A partir da tomada da Bastilha, a esperança da revolução passou a saciar a sede de absoluto de uma civilização que perdera a fé nas igrejas aliadas ao poder. A história do século 19 foi uma permanente tentativa, sempre frustrada, de repetir o sucesso de 1789, levando à cena o enredo da revolução interrompida. As explosões de 1830, de 1848, são etapas de uma história exaltante e trágica que se fecha definitivamente na Europa Ocidental com a repressão sangrenta da Comuna de Paris.
A magia da revolução provinha, em parte, do seu caráter de projeto nunca inteiramente realizado. Seu herói-símbolo foi Garibaldi, que lembra Guevara em mais de um ponto: no radicalismo, no internacionalismo, na recusa do compromisso, no desapego ao poder, no talento de chefe de guerrilha. O "herói dos dois mundos" também estava permanentemente disponível para o sacrifício pelas causas perdidas, para ser invariavelmente traído pelos homens do poder.
Quando afinal chega o triunfo com os bolcheviques, a revolução começa a ser vítima do próprio sucesso. É um paradoxo estranho que muito mais tenha ficado da Revolução Francesa do que da Russa, apesar de a primeira só ter exercido o pleno poder fugazmente, enquanto a segunda dispôs de poderes absolutos por 70 anos. Passo a passo, a cada tentativa derrotada de reeditar 1789, seus ideais foram abrindo caminho subterraneamente: soberania popular, democracia, direitos humanos, nacionalismo. O programa dos jacobinos se esgota pela aceitação universal. Já o saldo dos marxistas-leninistas evoca outra imagem: a da revolução que poderia ter sido e que não foi.
Pode-se fazer um paralelo com o cristianismo, que, depois de virar religião oficial do Império Romano, nunca mais foi capaz, apesar de santos como Francisco de Assis, de recuperar a vitalidade das catacumbas e dos tempos em que os fieis punham todos os bens em comum.
O resultado é que, pela primeira vez em dois séculos, nos descobrimos órfãos de um grande projeto revolucionário. Esse estado será duradouro ou temporário? Inclino-me pela segunda hipótese, pois estamos tão longe como sempre estivemos da solução à causa fundamental do impulso revolucionário. Essa causa não é, como se diz em interpretações convencionais de Guevara, uma espécie de modismo cultural como o rock ou as drogas. Na raiz da revolução, está a inconformidade diante da injustiça, a recusa da resignação ante o mundo tal qual é, o desejo de mudar a vida. Isso só pode se fazer por meio da revolução ou da reforma, mas uma precisa da outra como nós precisamos de luz e de água.

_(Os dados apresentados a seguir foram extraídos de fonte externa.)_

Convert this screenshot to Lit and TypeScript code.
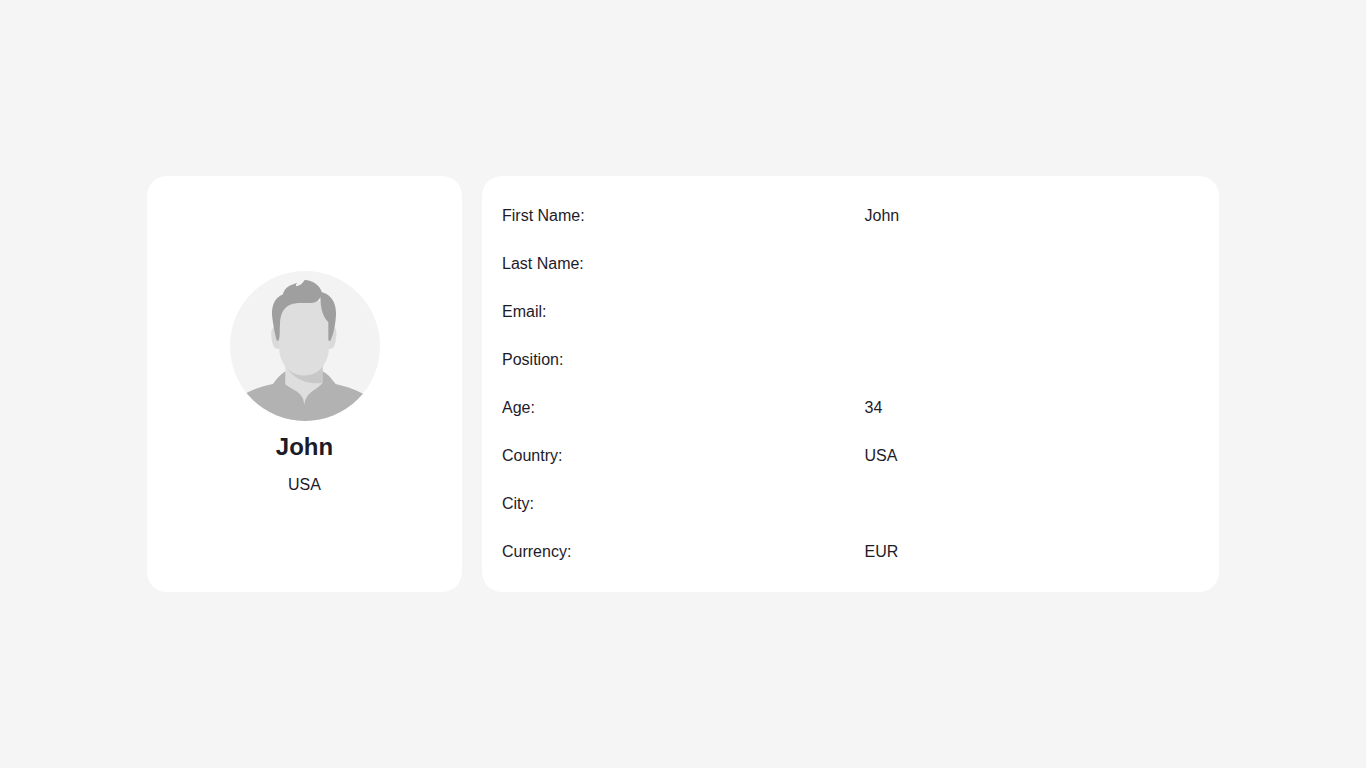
import { LitElement, css, html } from "lit";
import { customElement, property } from "lit/decorators.js";

interface Profile {
  firstName: string;
  lastName: string;
  email: string;
  position: string;
  age: string;
  country: string;
  city: string;
  currency: string;
}

@customElement("user-avatar")
export class UserAvatar extends LitElement {
  static styles = css`
    :host {
      display: block;
      width: 150px;
      height: 150px;
      border-radius: 50%;
      overflow: hidden;
      background: #f3f3f3;
    }
    .picture {
      display: block;
      width: 100%;
      height: 100%;
    }
  `;

  render() {
    return html`
      <svg class="picture" viewBox="15 18 450 450" aria-hidden="true">
        <!-- ears -->
        <path fill="#dadada" d="M146 187C136 194 138 214 141 227C144 243 150 254 162 251L166 190Z" />
        <path fill="#dadada" d="M328 187C337 194 335 214 332 227C329 243 325 253 312 251L308 190Z" />
        <!-- neck -->
        <path fill="#dedede" d="M181 290H293V400L240 440L181 400Z" />
        <path fill="#c9c8c8" d="M181 303C194 321 215 331 238 331C262 331 281 321 293 300V353C250 360 206 344 181 303Z" />
        <!-- face -->
        <path fill="#dedede" d="M163 130Q166 98 238 100Q309 98 312 165V250C311 273 304 288 294 304C280 322 262 331 238 331C212 331 191 319 180 303C168 286 164 271 162 250Z" />
        <!-- shirt -->
        <path fill="#b2b2b2" d="M181 319V358C200 376 236 378 238 420C242 379 277 375 293 353V319C311 329 319 341 332 357C358 363 388 372 414 386V480H60V386C88 372 116 362 144 357C155 342 165 329 181 319Z" />
        <!-- hair -->
        <path fill="#9f9f9f" d="M174 88C177 69 194 60 217 53C212 58 212 61 214 64C224 62 232 57 239 45C262 46 284 60 291 82C316 88 333 111 333 144C333 173 325 210 317 225Q314 231 310 225V172C294 155 287 133 286 96C281 109 271 114 252 114H231C183 112 166 137 165 178C163 201 166 215 161 226Q158 231 155 225C150 209 144 177 141 150C140 120 150 98 174 88Z" />
      </svg>
    `;
  }
}

@customElement("app-root")
export class AppRoot extends LitElement {
  static styles = css`
    :host {
      display: flex;
      align-items: center;
      justify-content: center;
      box-sizing: border-box;
      min-height: 100vh;
      padding: 20px;
      background: #f5f5f5;
      color: #1e1b29;
      font: 16px/24px "Liberation Sans", Arial, sans-serif;
    }
    .profile {
      display: grid;
      grid-template-columns: minmax(0, 315fr) minmax(0, 737fr);
      gap: 20px;
      width: 100%;
      max-width: 1072px;
    }
    .card {
      background: #ffffff;
      border-radius: 20px;
    }
    .summary {
      display: flex;
      flex-direction: column;
      align-items: center;
      justify-content: center;
      gap: 8px;
      padding: 20px;
    }
    .name {
      margin: 0;
      font-size: 24px;
      line-height: 36px;
      font-weight: 700;
    }
    .country {
      margin: 0;
    }
    .details {
      margin: 0;
      padding: 16px 20px;
    }
    .row {
      display: grid;
      grid-template-columns: 1fr 1fr;
      gap: 28px;
      padding: 12px 0;
    }
    .value {
      margin: 0;
    }
  `;

  @property({ attribute: false })
  profile: Profile = {
    firstName: "John",
    lastName: "",
    email: "",
    position: "",
    age: "34",
    country: "USA",
    city: "",
    currency: "EUR",
  };

  render() {
    const p = this.profile;
    const rows: [string, string][] = [
      ["First Name:", p.firstName],
      ["Last Name:", p.lastName],
      ["Email:", p.email],
      ["Position:", p.position],
      ["Age:", p.age],
      ["Country:", p.country],
      ["City:", p.city],
      ["Currency:", p.currency],
    ];
    return html`
      <main class="profile">
        <section class="card summary">
          <user-avatar></user-avatar>
          <h2 class="name">${p.firstName}</h2>
          <p class="country">${p.country}</p>
        </section>
        <dl class="card details">
          ${rows.map(
            ([label, value]) => html`
              <div class="row">
                <dt>${label}</dt>
                <dd class="value">${value}</dd>
              </div>
            `
          )}
        </dl>
      </main>
    `;
  }
}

Muito melhor do que em comentários superficiais, um livro que capta admiravelmente o verdadeiro sentido do sacrifício de Che e de tantos outros é "Che Guevara e a Luta Revolucionária na Bolívia", de Luiz Bernardo Pericás, edição Xamã. Pesquisa original, baseada em parte em entrevistas com protagonistas diretos, com riqueza de informações e julgamentos equilibrados, a obra ajuda-nos a compreender a história boliviana recente e esclarece o significado real do mito revolucionário. Dela transcrevo a citação do pensador peruano Mariátegui que sugere por que a revolução não morre com os revolucionários: "A força dos revolucionários (...) está em sua fé, em sua paixão, em sua vontade. É uma força religiosa, mística, espiritual. É a força do mito (...). Os motivos religiosos se transferiram do céu para a terra. Não são divinos; são humanos, são sociais".